Last week, in Lancaster County, Pennsylvania, state troopers and investigators executed a search warrant on the farm of Amos Miller. Miller has been producing fresh unadulterated dairy products and grass-fed beef for 40 years. He does not sell to the public. Rather, he sells only to folks who join his club because they want pure raw dairy products, not pasteurized and not chemically treated, as the state commands.
The members of Miller’s club believe that they own their own bodies and that they — and not the government — can decide what they should ingest. Miller has never been successfully sued or credibly charged with harming anyone. He remains without the products the state stole from him, and he remains uncharged with any wrongdoing. The state has prohibited his club members from acquiring the products for which they have already paid.
Here is the backstory.
Not far from where Miller’s farm now stands, in the spring of 1776, revolution was in the air. Congress was meeting in Philadelphia, and it was impatient. Bloody skirmishes between colonial militias and British troops were upsetting the countryside. More British troops were on their way. Congress sensed it needed to do something. It wanted to vote for secession from Great Britain, and it needed a compelling document setting forth the reasons for doing so.
Historians have estimated from reading letters, pamphlets, sermons, essays, newspaper editorials and speeches from that era that only about one-third of the colonists favored using force to secede. But that one-third whipped the winds of change.
At hand was the decision to revolt and to make a compelling argument in its support. In the late spring of the year of revolution, Congress appointed a committee of five to compose a document stating the reasons for leaving the mother country. A young member of the committee named Thomas Jefferson was assigned the task of drafting the document. He wrote four drafts, the final of which the committee presented to Congress.
Congress adopted the Declaration of Independence on July 2, 1776. It was dated July 4 and not fully signed until later that summer. The vote was unanimous. The word went forth to the 13 colonies that they were now free and independent.
The word also went forth to the king — whom the British people believed was divinely chosen to rule over them — who interpreted the Declaration as an act of treason and an invitation to war.
The Declaration’s essence is that all persons have natural rights that no government can take away by legislation or command. Those rights can be used freely to pursue and defend life, liberty and happiness. Those rights can also be used to consent or not to consent to a government. And the only legitimate role of government, the Declaration states, is to protect the rights of those who consented.

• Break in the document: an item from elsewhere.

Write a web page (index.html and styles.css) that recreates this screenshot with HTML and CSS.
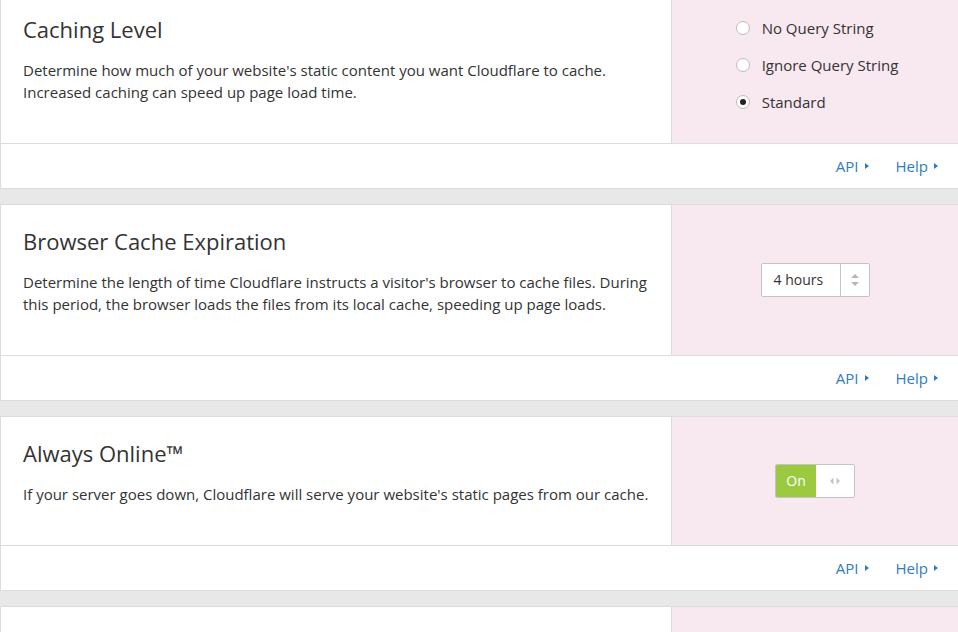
FILE: index.html
```html
<!DOCTYPE html>
<html lang="en">
<head>
  <meta charset="UTF-8">
  <meta name="viewport" content="width=device-width, initial-scale=1.0">
  <title>Caching Configuration</title>
  <link rel="stylesheet" href="styles.css">
</head>
<body>
  <div class="settings">
    <!-- Caching level -->
    <div class="card">
      <div class="card-main">
        <div class="card-body">
          <h3 class="card-title">Caching Level</h3>
          <p class="card-text">Determine how much of your website's static content you want Cloudflare to cache.<br>Increased caching can speed up page load time.</p>
        </div>
        <div class="card-control">
          <div class="radios">
            <label class="radio"><span class="radio-dot"></span>No Query String</label>
            <label class="radio"><span class="radio-dot"></span>Ignore Query String</label>
            <label class="radio"><span class="radio-dot checked"></span>Standard</label>
          </div>
        </div>
      </div>
      <div class="card-footer">
        <a class="footer-link" href="#">API <span class="caret"></span></a>
        <a class="footer-link" href="#">Help <span class="caret"></span></a>
      </div>
    </div>

    <!-- Browser cache -->
    <div class="card">
      <div class="card-main">
        <div class="card-body">
          <h3 class="card-title">Browser Cache Expiration</h3>
          <p class="card-text">Determine the length of time Cloudflare instructs a visitor's browser to cache files. During this period, the browser loads the files from its local cache, speeding up page loads.</p>
        </div>
        <div class="card-control">
          <div class="select">
            <span class="select-value">4 hours</span>
            <span class="select-arrows">
              <svg width="8" height="14" viewBox="0 0 8 14"><path d="M0 5 L4 1 L8 5 Z M0 9 L4 13 L8 9 Z" fill="#b5b5b5"/></svg>
            </span>
          </div>
        </div>
      </div>
      <div class="card-footer">
        <a class="footer-link" href="#">API <span class="caret"></span></a>
        <a class="footer-link" href="#">Help <span class="caret"></span></a>
      </div>
    </div>

    <!-- Always online -->
    <div class="card">
      <div class="card-main">
        <div class="card-body">
          <h3 class="card-title">Always Online™</h3>
          <p class="card-text">If your server goes down, Cloudflare will serve your website's static pages from our cache.</p>
        </div>
        <div class="card-control">
          <div class="toggle">
            <span class="toggle-on">On</span>
            <span class="toggle-handle">
              <svg width="10" height="8" viewBox="0 0 10 8"><path d="M3.5 0.5 L0 4 L3.5 7.5 Z M6.5 0.5 L10 4 L6.5 7.5 Z" fill="#c4c4c4"/></svg>
            </span>
          </div>
        </div>
      </div>
      <div class="card-footer">
        <a class="footer-link" href="#">API <span class="caret"></span></a>
        <a class="footer-link" href="#">Help <span class="caret"></span></a>
      </div>
    </div>

    <div class="card">
      <div class="card-main">
        <div class="card-body">
          <h3 class="card-title">&nbsp;</h3>
          <p class="card-text">&nbsp;</p>
        </div>
        <div class="card-control"></div>
      </div>
    </div>
  </div>
</body>
</html>
```

FILE: styles.css
```css
* {
  margin: 0;
  padding: 0;
  box-sizing: border-box;
}

body {
  background-color: #e8e8e8;
  overflow: hidden;
  font-family: "Open Sans", "Noto Sans", sans-serif;
  color: #333;
}

.settings {
  margin-top: -8px;
}

.card {
  background-color: #fff;
  border: 1px solid #dcdcdc;
  border-right: none;
  margin-bottom: 15px;
}

.card-main {
  display: flex;
}

.card-body {
  flex: 1;
  padding: 22px 22px 40px 22px;
}

.card-title {
  font-size: 22px;
  font-weight: 400;
  line-height: 28px;
  margin-bottom: 16px;
}

.card-text {
  font-size: 15px;
  line-height: 22px;
}

.card-control {
  width: 287px;
  background-color: #f8e8ef;
  border-left: 1px solid #dcdcdc;
  display: flex;
  align-items: center;
  justify-content: center;
}

/* radio list */
.radios {
  display: flex;
  flex-direction: column;
  gap: 15px;
  margin-left: 4px;
  margin-bottom: 6px;
}

.radio {
  display: flex;
  align-items: center;
  font-size: 15px;
  line-height: 22px;
  color: #333;
}

.radio-dot {
  width: 14px;
  height: 14px;
  border: 1px solid #bdbdbd;
  border-radius: 50%;
  background-color: #fff;
  margin-right: 12px;
  position: relative;
}

.radio-dot.checked::after {
  content: "";
  position: absolute;
  top: 3px;
  left: 3px;
  width: 6px;
  height: 6px;
  border-radius: 50%;
  background-color: #222;
}

/* select box */
.select {
  display: flex;
  height: 34px;
  border: 1px solid #c4c4c4;
  border-radius: 2px;
  background-color: #fff;
}

.select-value {
  width: 78px;
  padding-left: 12px;
  font-size: 14px;
  line-height: 32px;
}

.select-arrows {
  width: 29px;
  border-left: 1px solid #c4c4c4;
  display: flex;
  align-items: center;
  justify-content: center;
}

/* on/off toggle */
.toggle {
  display: flex;
  height: 34px;
  border: 1px solid #c4c4c4;
  border-radius: 2px;
  overflow: hidden;
  background-color: #fff;
}

.toggle-on {
  width: 40px;
  background-color: #9bc93f;
  color: #fff;
  font-size: 14px;
  line-height: 32px;
  text-align: center;
}

.toggle-handle {
  width: 38px;
  display: flex;
  align-items: center;
  justify-content: center;
}

/* footer links */
.card-footer {
  height: 45px;
  border-top: 1px solid #dcdcdc;
  display: flex;
  justify-content: flex-end;
  align-items: center;
  gap: 27px;
  padding-right: 20px;
}

.footer-link {
  color: #2f7bbf;
  text-decoration: none;
  font-size: 15px;
  display: flex;
  align-items: center;
}

.caret {
  display: inline-block;
  width: 0;
  height: 0;
  margin-left: 6px;
  border-top: 3px solid transparent;
  border-bottom: 3px solid transparent;
  border-left: 4px solid #2f7bbf;
}
```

This theory of the consent of the governed, which Jefferson crafted, was the most radical theory of government at the time. No king, no ruler, no edicts crushing personal freedom — just a popular government born in the consent of the governed and limited to protecting their rights. The government would not come about, of course, until the bloody war was completed.
The colonists were not trying to kill the king — as the French would soon do — they just wanted him gone.
But the real revolution was a revolution of minds — the idea that the government was not legitimate unless consented to and limited; that individual personal freedom, not government power, is the default position. All of this was stirred up by the radicals, articulated by Jefferson, embraced by Congress, achieved by blood and reluctantly accepted by the king.
By 1783, they were free. The revolutionary spirit of maximum individual liberty and minimum government embraced and personified the new America.
Where did it go?
Today, in Amos Miller’s America, we have government — at the local, state and federal levels — that claims authority to right any wrong, regulate any behavior, tax any event and transfer any wealth so long as it can find public support.
What once was a government that needed the consent of the governed not only to exist but also to do anything is now one that requires of us its permission to do nearly everything. What once were liberties guaranteed are now liberties mocked.
This is an inversion from what the revolutionary generation left us.
How is it that men and women take oaths to uphold the liberties that the founders risked all to achieve and then enter office and ignore them? If I can legally refuse health care, why can’t I legally take the chance of exercising my rights to drink whatever milk product I want to drink? Is there not among the freedoms Jefferson wrote about the freedom to take chances?
Are laws written to preserve liberty or to enforce order? Is the concept of the consent of the governed real, or is it make-believe? Does liberty expand in each generation, or does it shrink? Does the government really believe that our liberties are natural and it lacks legitimacy without our individual consent? Has any living person actually consented to the government we now have, or is the belief that we have consented to the government merely a myth?
Just as the colonists were sick and tired of taxes imposed upon them by London aristocrats, aren’t we sick and tired of police state regulations imposed upon us by nanny staters telling us how to live? A police state is one where the laws do not protect liberty from the government, but protect the government from liberty.
Amos Miller is a successful businessman who delivers products his clients seek. He is also a metaphor for government out of control and out of its mind.
Isn’t government the negation of liberty? Does it have our consent, or doesn’t it? Are our liberties natural to our existence, or aren’t they? Is freedom real, or is it make-believe?